In my situation where there is more then one people that work on the same shared folder, there is not practical to prevent any change to files during process. I suggest to use split that process atomicaly file-by-file and complete it for the single file. And use for example the file locking, to lock the single file during the hasing process and the possible re-download.

You not be sure that the local file is the wrong file. I thing that may be implemente as rename local file to sync-conflit, and re-download then file.

Taking example from the operation of RAID1, may be implement a sort of background re-hashing function that recalc the hash of all file. Should be configured the speed of recalc or the maximum CPU load for that funcion. Or a automatic selection based on the time I want to be rehash all the file, than can it adjust the speed and CPU load to give that.

I tried this on Win 7, Office 2010 and both files are identical and have same modification time

I retry now in Win7 and Excel 2016 and there is, but I not remember correctly.

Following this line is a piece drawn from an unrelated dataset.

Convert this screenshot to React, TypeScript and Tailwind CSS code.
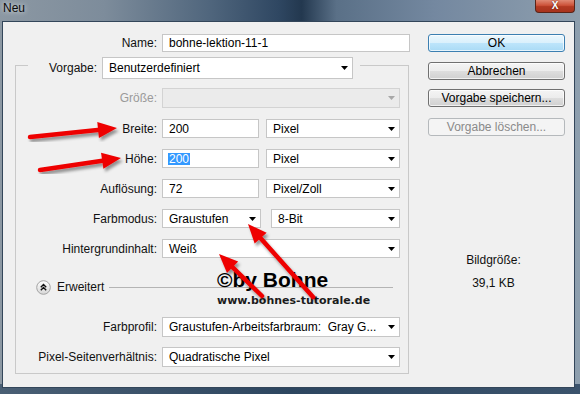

If you modify, close and click “Not save”, there is not the problem. BUT if you not modify, moreover you only open and close Excel, there is the problem. Try it.

I have no idea what you guys are talking about. :slight_smile: Does this have some kind of bearing on the file integrity verification idea?

Yes because this simple operation create the situation where I think syncthing not view the change because the modification time is the same. But the file and hash is different.

Apart from this example, can the “background hashing” proposal be useful?

If you mean excel changes some metadata in the file while retaining the time stamp, sure, that’s a thing that happens. Another typical example of that is music files where editing artist etc often retains the modtime as well and this can briefly confuse syncthing.

Hence,

This is known.

For this reason, a procedure should be implemented to found this case. I think about:

  • In the case of notification from Watcher, the hash should always be calculated even in the case of the same modification time. Perhaps optional.
  • “Background hashing” could be implemented. Can be activated via option.